── DATASET EXCERPT

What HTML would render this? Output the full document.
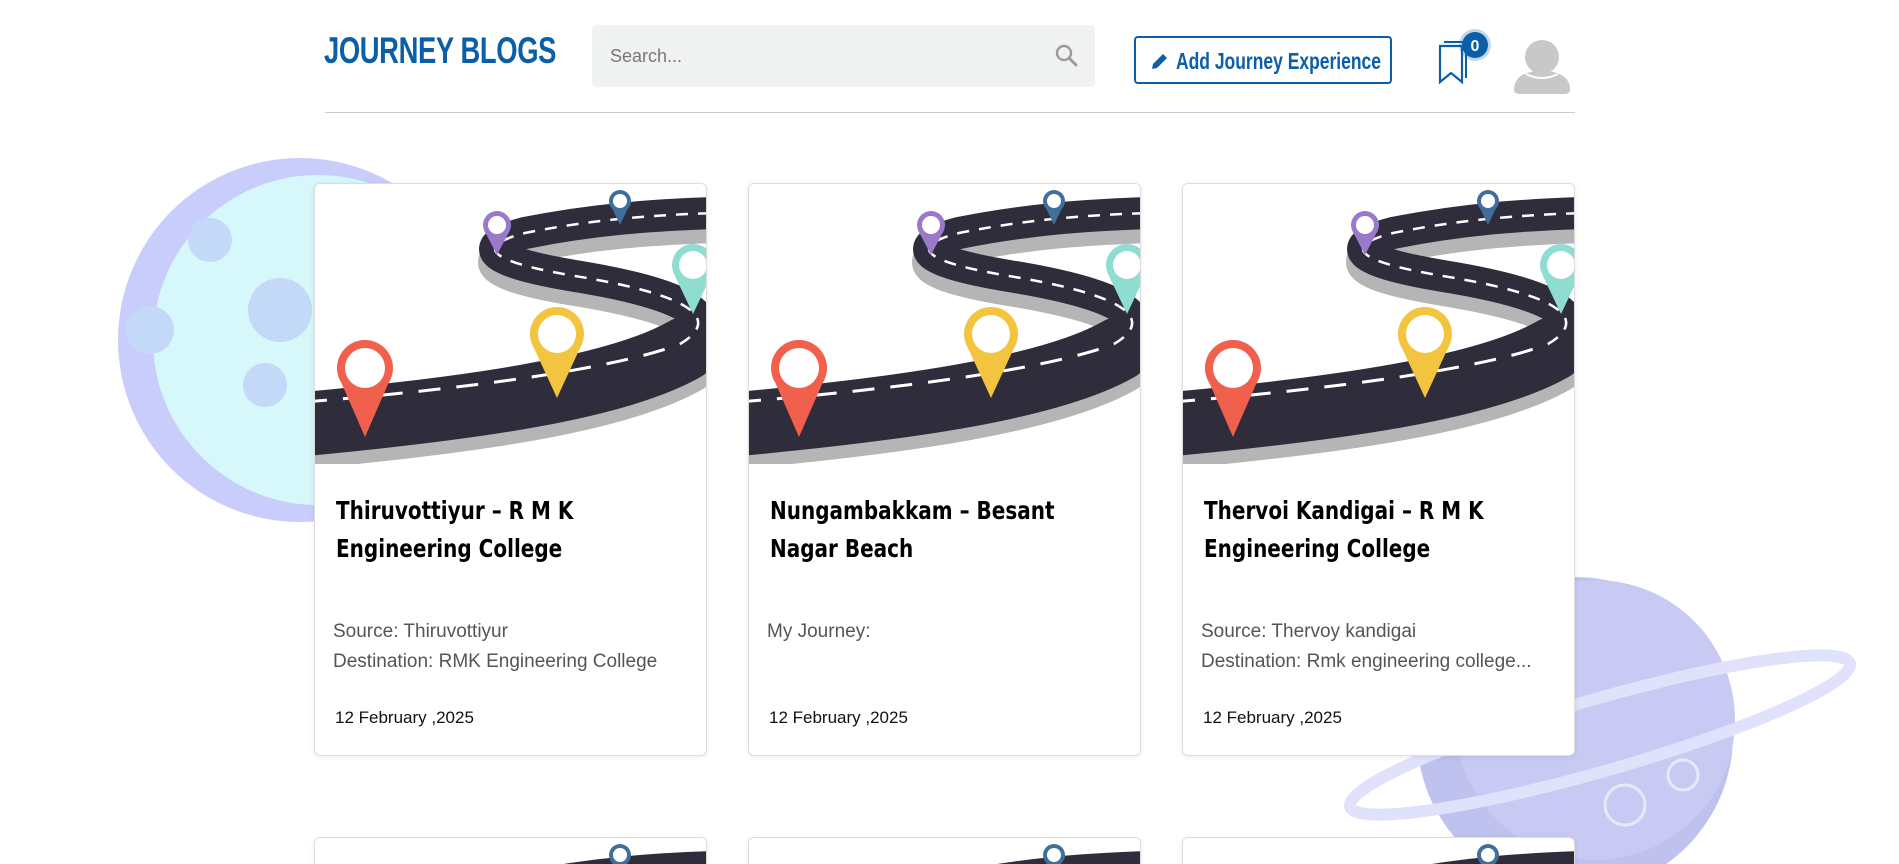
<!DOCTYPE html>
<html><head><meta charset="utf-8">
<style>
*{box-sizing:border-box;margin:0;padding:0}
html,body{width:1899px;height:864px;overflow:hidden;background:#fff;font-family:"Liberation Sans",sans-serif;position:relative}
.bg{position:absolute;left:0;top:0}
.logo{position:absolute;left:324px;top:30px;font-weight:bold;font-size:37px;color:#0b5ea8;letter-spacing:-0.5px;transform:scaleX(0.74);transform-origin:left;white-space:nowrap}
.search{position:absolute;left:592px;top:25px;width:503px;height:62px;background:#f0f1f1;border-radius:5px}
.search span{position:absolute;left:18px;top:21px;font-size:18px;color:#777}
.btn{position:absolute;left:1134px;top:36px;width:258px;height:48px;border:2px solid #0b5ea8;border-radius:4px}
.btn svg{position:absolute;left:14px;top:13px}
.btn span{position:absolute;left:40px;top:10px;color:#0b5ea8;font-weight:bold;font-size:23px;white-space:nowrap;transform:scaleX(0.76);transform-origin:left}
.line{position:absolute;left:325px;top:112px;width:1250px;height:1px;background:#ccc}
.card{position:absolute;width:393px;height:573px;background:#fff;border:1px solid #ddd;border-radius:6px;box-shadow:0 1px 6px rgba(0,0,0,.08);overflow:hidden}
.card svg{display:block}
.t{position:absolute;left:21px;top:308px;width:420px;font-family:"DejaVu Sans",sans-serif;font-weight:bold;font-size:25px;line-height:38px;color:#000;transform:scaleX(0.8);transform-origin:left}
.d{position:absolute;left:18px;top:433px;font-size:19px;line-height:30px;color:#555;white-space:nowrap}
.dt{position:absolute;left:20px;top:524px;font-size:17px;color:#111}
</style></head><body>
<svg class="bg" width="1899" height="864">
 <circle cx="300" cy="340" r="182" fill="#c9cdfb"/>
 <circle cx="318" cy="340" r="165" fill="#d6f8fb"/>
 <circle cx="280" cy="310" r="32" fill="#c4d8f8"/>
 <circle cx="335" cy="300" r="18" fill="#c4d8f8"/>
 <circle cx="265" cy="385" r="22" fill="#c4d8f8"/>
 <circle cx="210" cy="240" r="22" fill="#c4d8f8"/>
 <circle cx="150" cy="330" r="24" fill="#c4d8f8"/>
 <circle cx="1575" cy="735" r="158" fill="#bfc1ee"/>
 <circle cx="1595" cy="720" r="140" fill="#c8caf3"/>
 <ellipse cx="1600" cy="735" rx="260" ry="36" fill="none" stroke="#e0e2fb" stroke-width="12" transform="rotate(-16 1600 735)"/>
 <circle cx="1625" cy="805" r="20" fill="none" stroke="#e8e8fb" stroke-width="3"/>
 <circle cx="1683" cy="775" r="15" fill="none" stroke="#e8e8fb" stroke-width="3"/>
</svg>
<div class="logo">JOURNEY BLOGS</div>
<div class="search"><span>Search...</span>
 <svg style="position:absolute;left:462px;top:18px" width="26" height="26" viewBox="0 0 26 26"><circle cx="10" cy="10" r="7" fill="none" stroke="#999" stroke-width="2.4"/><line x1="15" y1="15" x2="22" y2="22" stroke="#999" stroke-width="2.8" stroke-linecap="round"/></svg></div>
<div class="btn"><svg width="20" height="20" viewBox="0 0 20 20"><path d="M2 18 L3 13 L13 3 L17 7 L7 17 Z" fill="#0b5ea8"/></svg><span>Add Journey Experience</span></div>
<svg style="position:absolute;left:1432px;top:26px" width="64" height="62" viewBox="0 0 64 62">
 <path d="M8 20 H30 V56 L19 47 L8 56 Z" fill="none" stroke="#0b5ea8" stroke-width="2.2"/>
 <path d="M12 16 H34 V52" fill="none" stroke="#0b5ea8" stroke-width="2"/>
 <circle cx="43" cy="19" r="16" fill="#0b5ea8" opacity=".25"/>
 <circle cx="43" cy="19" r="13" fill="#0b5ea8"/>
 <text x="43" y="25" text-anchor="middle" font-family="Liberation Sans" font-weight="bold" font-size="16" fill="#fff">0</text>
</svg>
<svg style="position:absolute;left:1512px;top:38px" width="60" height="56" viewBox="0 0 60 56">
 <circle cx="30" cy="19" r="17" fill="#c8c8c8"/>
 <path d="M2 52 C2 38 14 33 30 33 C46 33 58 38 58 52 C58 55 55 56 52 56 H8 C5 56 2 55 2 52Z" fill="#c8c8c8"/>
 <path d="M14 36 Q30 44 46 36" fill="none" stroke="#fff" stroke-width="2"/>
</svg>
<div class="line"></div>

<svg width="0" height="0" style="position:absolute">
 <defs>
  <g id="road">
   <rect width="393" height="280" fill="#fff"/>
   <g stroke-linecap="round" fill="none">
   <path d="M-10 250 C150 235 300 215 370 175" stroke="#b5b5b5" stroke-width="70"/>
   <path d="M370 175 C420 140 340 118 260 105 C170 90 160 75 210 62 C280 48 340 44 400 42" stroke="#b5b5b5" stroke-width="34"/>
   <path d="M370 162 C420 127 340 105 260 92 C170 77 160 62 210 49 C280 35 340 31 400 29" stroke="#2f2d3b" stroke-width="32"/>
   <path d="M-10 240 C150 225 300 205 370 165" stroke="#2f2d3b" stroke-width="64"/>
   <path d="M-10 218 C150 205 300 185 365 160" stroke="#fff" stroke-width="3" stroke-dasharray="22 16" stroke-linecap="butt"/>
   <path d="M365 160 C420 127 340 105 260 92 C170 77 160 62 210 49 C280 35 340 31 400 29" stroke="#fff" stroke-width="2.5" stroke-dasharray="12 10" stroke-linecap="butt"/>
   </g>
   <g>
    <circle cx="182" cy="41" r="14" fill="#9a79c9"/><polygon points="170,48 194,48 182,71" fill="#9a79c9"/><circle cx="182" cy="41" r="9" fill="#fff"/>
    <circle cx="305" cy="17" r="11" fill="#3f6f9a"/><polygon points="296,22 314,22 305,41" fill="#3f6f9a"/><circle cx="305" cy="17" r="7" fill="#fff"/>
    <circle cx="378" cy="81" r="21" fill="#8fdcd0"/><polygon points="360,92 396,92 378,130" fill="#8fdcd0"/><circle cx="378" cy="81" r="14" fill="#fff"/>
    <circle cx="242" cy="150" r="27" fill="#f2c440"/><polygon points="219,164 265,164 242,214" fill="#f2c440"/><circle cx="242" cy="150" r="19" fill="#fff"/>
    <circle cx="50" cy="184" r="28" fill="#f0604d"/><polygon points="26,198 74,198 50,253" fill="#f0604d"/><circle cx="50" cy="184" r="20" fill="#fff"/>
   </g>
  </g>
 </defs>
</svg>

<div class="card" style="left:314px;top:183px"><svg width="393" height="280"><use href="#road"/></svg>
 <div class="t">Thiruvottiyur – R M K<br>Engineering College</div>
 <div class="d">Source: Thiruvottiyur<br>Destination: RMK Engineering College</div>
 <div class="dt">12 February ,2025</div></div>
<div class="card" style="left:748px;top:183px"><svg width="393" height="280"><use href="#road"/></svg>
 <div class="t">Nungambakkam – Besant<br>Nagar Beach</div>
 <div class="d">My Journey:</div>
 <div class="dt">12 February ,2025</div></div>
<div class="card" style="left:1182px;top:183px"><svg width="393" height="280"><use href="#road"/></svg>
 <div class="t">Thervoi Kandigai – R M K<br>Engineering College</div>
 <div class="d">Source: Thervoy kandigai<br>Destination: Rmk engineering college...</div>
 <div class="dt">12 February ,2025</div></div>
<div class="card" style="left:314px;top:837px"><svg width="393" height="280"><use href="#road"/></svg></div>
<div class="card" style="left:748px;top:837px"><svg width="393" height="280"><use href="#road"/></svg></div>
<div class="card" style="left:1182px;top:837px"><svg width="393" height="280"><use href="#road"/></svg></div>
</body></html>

────

Using the data above, print every line exactly, omitting pictures.

What HTML would render this? Output the full document.
<!DOCTYPE html>
<html><head><meta charset="utf-8">
<style>
*{box-sizing:border-box;margin:0;padding:0}
html,body{width:1899px;height:864px;overflow:hidden;background:#fff;font-family:"Liberation Sans",sans-serif;position:relative}
.bg{position:absolute;left:0;top:0}
.logo{position:absolute;left:324px;top:30px;font-weight:bold;font-size:37px;color:#0b5ea8;letter-spacing:-0.5px;transform:scaleX(0.74);transform-origin:left;white-space:nowrap}
.search{position:absolute;left:592px;top:25px;width:503px;height:62px;background:#f0f1f1;border-radius:5px}
.search span{position:absolute;left:18px;top:21px;font-size:18px;color:#777}
.btn{position:absolute;left:1134px;top:36px;width:258px;height:48px;border:2px solid #0b5ea8;border-radius:4px}
.btn svg{position:absolute;left:14px;top:13px}
.btn span{position:absolute;left:40px;top:10px;color:#0b5ea8;font-weight:bold;font-size:23px;white-space:nowrap;transform:scaleX(0.76);transform-origin:left}
.line{position:absolute;left:325px;top:112px;width:1250px;height:1px;background:#ccc}
.card{position:absolute;width:393px;height:573px;background:#fff;border:1px solid #ddd;border-radius:6px;box-shadow:0 1px 6px rgba(0,0,0,.08);overflow:hidden}
.card svg{display:block}
.t{position:absolute;left:21px;top:308px;width:420px;font-family:"DejaVu Sans",sans-serif;font-weight:bold;font-size:25px;line-height:38px;color:#000;transform:scaleX(0.8);transform-origin:left}
.d{position:absolute;left:18px;top:433px;font-size:19px;line-height:30px;color:#555;white-space:nowrap}
.dt{position:absolute;left:20px;top:524px;font-size:17px;color:#111}
</style></head><body>
<svg class="bg" width="1899" height="864">
 <circle cx="300" cy="340" r="182" fill="#c9cdfb"/>
 <circle cx="318" cy="340" r="165" fill="#d6f8fb"/>
 <circle cx="280" cy="310" r="32" fill="#c4d8f8"/>
 <circle cx="335" cy="300" r="18" fill="#c4d8f8"/>
 <circle cx="265" cy="385" r="22" fill="#c4d8f8"/>
 <circle cx="210" cy="240" r="22" fill="#c4d8f8"/>
 <circle cx="150" cy="330" r="24" fill="#c4d8f8"/>
 <circle cx="1575" cy="735" r="158" fill="#bfc1ee"/>
 <circle cx="1595" cy="720" r="140" fill="#c8caf3"/>
 <ellipse cx="1600" cy="735" rx="260" ry="36" fill="none" stroke="#e0e2fb" stroke-width="12" transform="rotate(-16 1600 735)"/>
 <circle cx="1625" cy="805" r="20" fill="none" stroke="#e8e8fb" stroke-width="3"/>
 <circle cx="1683" cy="775" r="15" fill="none" stroke="#e8e8fb" stroke-width="3"/>
</svg>
<div class="logo">JOURNEY BLOGS</div>
<div class="search"><span>Search...</span>
 <svg style="position:absolute;left:462px;top:18px" width="26" height="26" viewBox="0 0 26 26"><circle cx="10" cy="10" r="7" fill="none" stroke="#999" stroke-width="2.4"/><line x1="15" y1="15" x2="22" y2="22" stroke="#999" stroke-width="2.8" stroke-linecap="round"/></svg></div>
<div class="btn"><svg width="20" height="20" viewBox="0 0 20 20"><path d="M2 18 L3 13 L13 3 L17 7 L7 17 Z" fill="#0b5ea8"/></svg><span>Add Journey Experience</span></div>
<svg style="position:absolute;left:1432px;top:26px" width="64" height="62" viewBox="0 0 64 62">
 <path d="M8 20 H30 V56 L19 47 L8 56 Z" fill="none" stroke="#0b5ea8" stroke-width="2.2"/>
 <path d="M12 16 H34 V52" fill="none" stroke="#0b5ea8" stroke-width="2"/>
 <circle cx="43" cy="19" r="16" fill="#0b5ea8" opacity=".25"/>
 <circle cx="43" cy="19" r="13" fill="#0b5ea8"/>
 <text x="43" y="25" text-anchor="middle" font-family="Liberation Sans" font-weight="bold" font-size="16" fill="#fff">0</text>
</svg>
<svg style="position:absolute;left:1512px;top:38px" width="60" height="56" viewBox="0 0 60 56">
 <circle cx="30" cy="19" r="17" fill="#c8c8c8"/>
 <path d="M2 52 C2 38 14 33 30 33 C46 33 58 38 58 52 C58 55 55 56 52 56 H8 C5 56 2 55 2 52Z" fill="#c8c8c8"/>
 <path d="M14 36 Q30 44 46 36" fill="none" stroke="#fff" stroke-width="2"/>
</svg>
<div class="line"></div>

<svg width="0" height="0" style="position:absolute">
 <defs>
  <g id="road">
   <rect width="393" height="280" fill="#fff"/>
   <g stroke-linecap="round" fill="none">
   <path d="M-10 250 C150 235 300 215 370 175" stroke="#b5b5b5" stroke-width="70"/>
   <path d="M370 175 C420 140 340 118 260 105 C170 90 160 75 210 62 C280 48 340 44 400 42" stroke="#b5b5b5" stroke-width="34"/>
   <path d="M370 162 C420 127 340 105 260 92 C170 77 160 62 210 49 C280 35 340 31 400 29" stroke="#2f2d3b" stroke-width="32"/>
   <path d="M-10 240 C150 225 300 205 370 165" stroke="#2f2d3b" stroke-width="64"/>
   <path d="M-10 218 C150 205 300 185 365 160" stroke="#fff" stroke-width="3" stroke-dasharray="22 16" stroke-linecap="butt"/>
   <path d="M365 160 C420 127 340 105 260 92 C170 77 160 62 210 49 C280 35 340 31 400 29" stroke="#fff" stroke-width="2.5" stroke-dasharray="12 10" stroke-linecap="butt"/>
   </g>
   <g>
    <circle cx="182" cy="41" r="14" fill="#9a79c9"/><polygon points="170,48 194,48 182,71" fill="#9a79c9"/><circle cx="182" cy="41" r="9" fill="#fff"/>
    <circle cx="305" cy="17" r="11" fill="#3f6f9a"/><polygon points="296,22 314,22 305,41" fill="#3f6f9a"/><circle cx="305" cy="17" r="7" fill="#fff"/>
    <circle cx="378" cy="81" r="21" fill="#8fdcd0"/><polygon points="360,92 396,92 378,130" fill="#8fdcd0"/><circle cx="378" cy="81" r="14" fill="#fff"/>
    <circle cx="242" cy="150" r="27" fill="#f2c440"/><polygon points="219,164 265,164 242,214" fill="#f2c440"/><circle cx="242" cy="150" r="19" fill="#fff"/>
    <circle cx="50" cy="184" r="28" fill="#f0604d"/><polygon points="26,198 74,198 50,253" fill="#f0604d"/><circle cx="50" cy="184" r="20" fill="#fff"/>
   </g>
  </g>
 </defs>
</svg>

<div class="card" style="left:314px;top:183px"><svg width="393" height="280"><use href="#road"/></svg>
 <div class="t">Thiruvottiyur – R M K<br>Engineering College</div>
 <div class="d">Source: Thiruvottiyur<br>Destination: RMK Engineering College</div>
 <div class="dt">12 February ,2025</div></div>
<div class="card" style="left:748px;top:183px"><svg width="393" height="280"><use href="#road"/></svg>
 <div class="t">Nungambakkam – Besant<br>Nagar Beach</div>
 <div class="d">My Journey:</div>
 <div class="dt">12 February ,2025</div></div>
<div class="card" style="left:1182px;top:183px"><svg width="393" height="280"><use href="#road"/></svg>
 <div class="t">Thervoi Kandigai – R M K<br>Engineering College</div>
 <div class="d">Source: Thervoy kandigai<br>Destination: Rmk engineering college...</div>
 <div class="dt">12 February ,2025</div></div>
<div class="card" style="left:314px;top:837px"><svg width="393" height="280"><use href="#road"/></svg></div>
<div class="card" style="left:748px;top:837px"><svg width="393" height="280"><use href="#road"/></svg></div>
<div class="card" style="left:1182px;top:837px"><svg width="393" height="280"><use href="#road"/></svg></div>
</body></html>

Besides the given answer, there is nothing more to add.